**Records:**
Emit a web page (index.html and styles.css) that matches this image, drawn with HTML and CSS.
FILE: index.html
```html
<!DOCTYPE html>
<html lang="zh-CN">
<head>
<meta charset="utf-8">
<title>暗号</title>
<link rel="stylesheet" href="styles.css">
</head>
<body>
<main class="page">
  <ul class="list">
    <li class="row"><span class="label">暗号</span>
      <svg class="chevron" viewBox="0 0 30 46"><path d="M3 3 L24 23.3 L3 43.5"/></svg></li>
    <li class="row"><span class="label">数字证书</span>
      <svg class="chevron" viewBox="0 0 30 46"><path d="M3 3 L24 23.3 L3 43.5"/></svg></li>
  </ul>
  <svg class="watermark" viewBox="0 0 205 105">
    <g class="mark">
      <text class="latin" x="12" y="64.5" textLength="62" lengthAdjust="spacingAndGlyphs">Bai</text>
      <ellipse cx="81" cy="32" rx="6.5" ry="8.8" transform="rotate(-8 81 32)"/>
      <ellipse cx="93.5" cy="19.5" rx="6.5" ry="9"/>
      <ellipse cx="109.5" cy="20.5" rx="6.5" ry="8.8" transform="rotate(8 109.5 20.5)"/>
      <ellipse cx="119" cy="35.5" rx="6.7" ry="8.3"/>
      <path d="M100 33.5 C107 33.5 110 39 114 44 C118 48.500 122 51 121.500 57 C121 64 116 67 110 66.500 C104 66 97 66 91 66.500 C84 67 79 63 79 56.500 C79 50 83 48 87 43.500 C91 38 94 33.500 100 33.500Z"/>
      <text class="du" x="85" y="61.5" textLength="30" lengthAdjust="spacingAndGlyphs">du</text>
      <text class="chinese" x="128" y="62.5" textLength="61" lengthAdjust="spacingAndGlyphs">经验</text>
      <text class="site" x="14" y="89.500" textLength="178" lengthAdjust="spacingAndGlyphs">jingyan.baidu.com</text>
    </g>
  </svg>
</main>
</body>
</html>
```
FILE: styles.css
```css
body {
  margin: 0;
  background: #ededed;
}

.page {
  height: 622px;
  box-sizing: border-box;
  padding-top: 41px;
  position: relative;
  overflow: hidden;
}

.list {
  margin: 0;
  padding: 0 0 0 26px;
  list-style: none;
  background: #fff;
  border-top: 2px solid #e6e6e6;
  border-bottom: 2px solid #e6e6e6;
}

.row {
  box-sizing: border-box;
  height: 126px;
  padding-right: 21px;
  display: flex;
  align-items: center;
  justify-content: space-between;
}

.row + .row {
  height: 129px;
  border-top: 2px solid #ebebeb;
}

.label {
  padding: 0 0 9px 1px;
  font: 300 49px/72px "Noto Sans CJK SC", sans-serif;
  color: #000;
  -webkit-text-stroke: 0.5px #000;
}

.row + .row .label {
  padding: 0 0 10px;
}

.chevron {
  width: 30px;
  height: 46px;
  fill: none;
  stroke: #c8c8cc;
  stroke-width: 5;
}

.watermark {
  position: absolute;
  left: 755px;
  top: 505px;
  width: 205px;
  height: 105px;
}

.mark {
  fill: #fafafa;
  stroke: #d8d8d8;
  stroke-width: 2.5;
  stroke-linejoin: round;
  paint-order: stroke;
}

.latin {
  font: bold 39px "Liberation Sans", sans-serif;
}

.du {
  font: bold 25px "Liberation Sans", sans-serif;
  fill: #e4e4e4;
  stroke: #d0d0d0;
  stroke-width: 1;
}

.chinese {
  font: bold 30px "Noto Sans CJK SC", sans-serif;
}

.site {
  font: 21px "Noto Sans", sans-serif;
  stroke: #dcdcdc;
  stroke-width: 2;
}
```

--

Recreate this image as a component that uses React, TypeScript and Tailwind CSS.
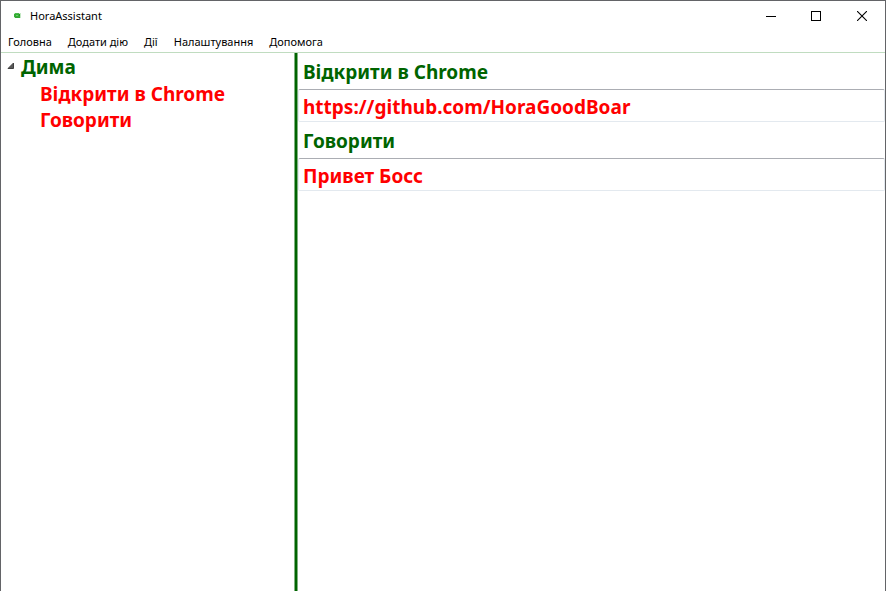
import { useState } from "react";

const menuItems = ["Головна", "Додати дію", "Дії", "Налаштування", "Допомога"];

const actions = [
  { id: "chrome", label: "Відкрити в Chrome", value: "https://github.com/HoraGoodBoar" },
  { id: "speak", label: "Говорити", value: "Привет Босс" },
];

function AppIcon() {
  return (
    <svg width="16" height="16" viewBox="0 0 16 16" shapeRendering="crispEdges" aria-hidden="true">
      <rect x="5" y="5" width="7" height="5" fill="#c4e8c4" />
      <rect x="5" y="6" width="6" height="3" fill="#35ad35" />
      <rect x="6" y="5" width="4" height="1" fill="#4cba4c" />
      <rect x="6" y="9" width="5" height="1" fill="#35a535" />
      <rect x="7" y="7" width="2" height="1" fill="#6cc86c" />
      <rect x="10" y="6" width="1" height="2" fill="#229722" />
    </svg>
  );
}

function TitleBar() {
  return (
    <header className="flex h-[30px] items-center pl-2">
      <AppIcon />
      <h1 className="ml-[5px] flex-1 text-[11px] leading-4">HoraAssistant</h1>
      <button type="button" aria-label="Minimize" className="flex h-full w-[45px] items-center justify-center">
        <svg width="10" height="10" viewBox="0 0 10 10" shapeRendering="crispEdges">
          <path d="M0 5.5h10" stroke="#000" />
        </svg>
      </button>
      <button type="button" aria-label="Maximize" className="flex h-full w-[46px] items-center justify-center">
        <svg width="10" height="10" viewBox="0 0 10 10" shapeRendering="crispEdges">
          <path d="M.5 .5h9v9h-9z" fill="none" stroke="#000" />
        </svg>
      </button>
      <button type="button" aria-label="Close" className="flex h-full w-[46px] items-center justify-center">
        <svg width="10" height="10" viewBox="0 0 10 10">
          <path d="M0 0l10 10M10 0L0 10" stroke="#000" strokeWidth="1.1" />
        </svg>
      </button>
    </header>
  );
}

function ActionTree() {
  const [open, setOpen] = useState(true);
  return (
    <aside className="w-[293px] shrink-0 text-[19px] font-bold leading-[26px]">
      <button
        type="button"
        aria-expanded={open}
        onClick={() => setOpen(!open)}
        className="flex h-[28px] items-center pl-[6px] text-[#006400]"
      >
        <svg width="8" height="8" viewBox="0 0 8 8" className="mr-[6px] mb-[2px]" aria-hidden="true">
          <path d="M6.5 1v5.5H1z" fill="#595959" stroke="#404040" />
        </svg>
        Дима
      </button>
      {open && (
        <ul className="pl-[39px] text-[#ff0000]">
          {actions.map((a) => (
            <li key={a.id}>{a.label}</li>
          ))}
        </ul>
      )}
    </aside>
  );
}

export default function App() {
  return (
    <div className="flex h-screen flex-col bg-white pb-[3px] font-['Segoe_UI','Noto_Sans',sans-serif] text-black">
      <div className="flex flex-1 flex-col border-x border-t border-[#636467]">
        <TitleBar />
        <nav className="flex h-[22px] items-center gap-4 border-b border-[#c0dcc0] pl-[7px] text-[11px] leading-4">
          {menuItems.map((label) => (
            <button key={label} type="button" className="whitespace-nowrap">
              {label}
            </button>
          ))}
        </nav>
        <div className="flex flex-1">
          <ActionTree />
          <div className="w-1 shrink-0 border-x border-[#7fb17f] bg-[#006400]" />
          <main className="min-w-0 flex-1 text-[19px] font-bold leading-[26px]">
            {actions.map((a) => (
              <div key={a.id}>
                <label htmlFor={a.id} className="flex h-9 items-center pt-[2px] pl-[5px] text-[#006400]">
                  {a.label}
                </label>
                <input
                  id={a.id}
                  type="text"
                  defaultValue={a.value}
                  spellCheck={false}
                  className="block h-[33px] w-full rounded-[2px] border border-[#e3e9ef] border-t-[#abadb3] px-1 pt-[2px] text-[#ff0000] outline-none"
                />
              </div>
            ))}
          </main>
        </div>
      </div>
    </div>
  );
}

**To do:** In the entries above, count each line that holds "page". Give the total and nothing else.

**Solution to the exercise:** 3